Joining the sharing platform with a new data source is accompanied by a quarantine policy. Before a new source of data is connected to SABU, it is routed to quarantine, a replica of Warden for testing purposes. A new node sends the data to the quarantine for at least two weeks while being manually inspected by platform operators, who may ask node administrators to change the reported alerts to comply with platform standards. Typical problems include a vague event description, misuse of tags, and inadequately brief or large messages. For example, a low-interaction honeypot LaBrea was deployed in over hundreds of IP addresses and was reporting every observed network connection to SABU as a network scanning attempt, which caused a flood of hundreds of thousands of alerts in the platform with close to no value. The honeypot was not allowed to send alerts to SABU until it was reconfigured to send only alerts of horizontal and vertical network scans of at least several network connections, which reduced the number of alerts to thousands per day and improved the readability of the alerts. Appropriate thresholds are another example of internal rules of the community, especially in the case of network scans. While some node operators set thresholds of connections for network scanning detection at their IDS to such low values as 3–10, IDS at backbone networks may have thresholds of thousands of connections to report network scanning events. Any analysis of shared alerts is complicated by a different understanding of the scale of particular events, which brings a need for establishing internal rules for alert sharing.
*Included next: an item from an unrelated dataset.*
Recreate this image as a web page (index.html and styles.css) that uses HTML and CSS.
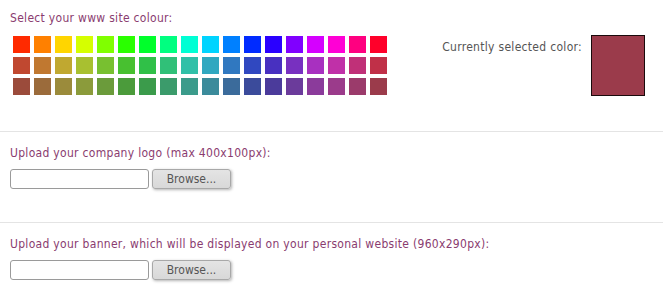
FILE: index.html
```html
<!DOCTYPE html>
<html lang="en">
<head>
    <meta charset="UTF-8">
    <title>Site settings</title>
    <link rel="stylesheet" href="styles.css">
</head>
<body>
    <div class="section colours">
        <div class="picker">
            <div class="label">Select your www site colour:</div>
            <div class="swatches" id="swatches"></div>
        </div>
        <div class="current">
            <span class="current-label">Currently selected color:</span>
            <div class="current-box" id="currentBox"></div>
        </div>
    </div>

    <div class="section">
        <div class="label">Upload your company logo (max 400x100px):</div>
        <div class="upload">
            <input type="text" class="file-field">
            <button type="button" class="browse">Browse...</button>
        </div>
    </div>

    <div class="section">
        <div class="label">Upload your banner, which will be displayed on your personal website (960x290px):</div>
        <div class="upload">
            <input type="text" class="file-field">
            <button type="button" class="browse">Browse...</button>
        </div>
    </div>

    <script>
        // three rows of 18 hues, each row less saturated
        var rows = [[100, 50], [60, 47], [45, 42]];
        var grid = document.getElementById('swatches');
        var box = document.getElementById('currentBox');
        rows.forEach(function (r) {
            for (var i = 0; i < 18; i++) {
                var sw = document.createElement('div');
                sw.className = 'swatch';
                sw.style.background = 'hsl(' + (10 + i * 20) + ',' + r[0] + '%,' + r[1] + '%)';
                sw.addEventListener('click', function () {
                    box.style.background = this.style.background;
                });
                grid.appendChild(sw);
            }
        });
    </script>
</body>
</html>
```

FILE: styles.css
```css
body {
    margin: 0;
    font-family: "DejaVu Sans Condensed", "DejaVu Sans", sans-serif;
    font-size: 12px;
    letter-spacing: 0.3px;
    background: #fff;
}
.section {
    padding: 13px 10px 33px;
    border-bottom: 1px solid #e4e4e4;
}
.section:last-child {
    border-bottom: none;
    padding-bottom: 4px;
}
.label {
    color: #8a3c6f;
    line-height: 16px;
}
.colours {
    display: flex;
    justify-content: space-between;
    padding: 10px 18px 35px 10px;
}
.swatches {
    display: grid;
    grid-template-columns: repeat(18, 17px);
    grid-auto-rows: 17px;
    gap: 4px;
    margin: 10px 0 0 3px;
}
.swatch {
    cursor: pointer;
}
.current {
    display: flex;
    align-items: flex-start;
    gap: 9px;
    padding-top: 25px;
}
.current-label {
    color: #555;
    line-height: 16px;
    margin-top: 4px;
}
.current-box {
    width: 52px;
    height: 59px;
    border: 1px solid #1a0a0c;
    background: hsl(350, 45%, 42%);
}
.upload {
    display: flex;
    gap: 3px;
    margin-top: 8px;
}
.file-field {
    box-sizing: border-box;
    width: 139px;
    height: 20px;
    margin: 0;
    border: 1px solid #9a9a9a;
    border-radius: 3px;
    padding: 0 3px;
}
.browse {
    box-sizing: border-box;
    width: 79px;
    height: 20px;
    margin: 0;
    padding: 0;
    font-family: "DejaVu Sans Condensed", "DejaVu Sans", sans-serif;
    font-size: 12px;
    color: #555;
    background: linear-gradient(#e4e4e4, #d8d8d8);
    border: 1px solid #a8a8a8;
    border-radius: 3px;
    box-shadow: 1px 1px 3px rgba(0, 0, 0, 0.3);
}
```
To further improve the quality of the data, two activities were further executed irregularly, feedback collection and investigation of false positives. Feedback collection aims at operators of receiving nodes. They were asked to fill in a form where they describe which shared data they are receiving, how they are using them, and how they are satisfied with their quality. The investigation into false positive alerts was an irregular activity triggered by either an unexpected, isolated incident or a long-term low satisfaction with the alerts by a particular sending node. Operators of the sending nodes are often unaware of false positives that are, in most cases, reported by receivers of the data, and cooperation is needed. For example, a university was informed in a shared alert of an IP address from its IP address range that was attempting to connect to a honeypot of another peer. However, no traces of malicious traffic were found with regard to that IP address, and the attempts to connect to the honeypot seemed very unusual. Further inspection found that the honeypot IP address, for an unknown reason, probably a typo, appeared on a list of BitTorrent trackers, which caused connection attempts from legitimate hosts to the honeypot. These issues could have been investigated due to the feedback from a partner in a sharing platform.

2.4 Data Analysis

Analysis of shared alerts was performed in two directions, using either descriptive statistics or alert correlation. In the first case, we were most interested in the composition of the data, e.g., the number of alerts per type and top attacking IP addresses. Such analyses may be easily performed and visualized and thus are often displayed and published. Alert correlation, on the contrary, allows a deeper understanding of the shared data and more potential for practical use, although with increased complexity.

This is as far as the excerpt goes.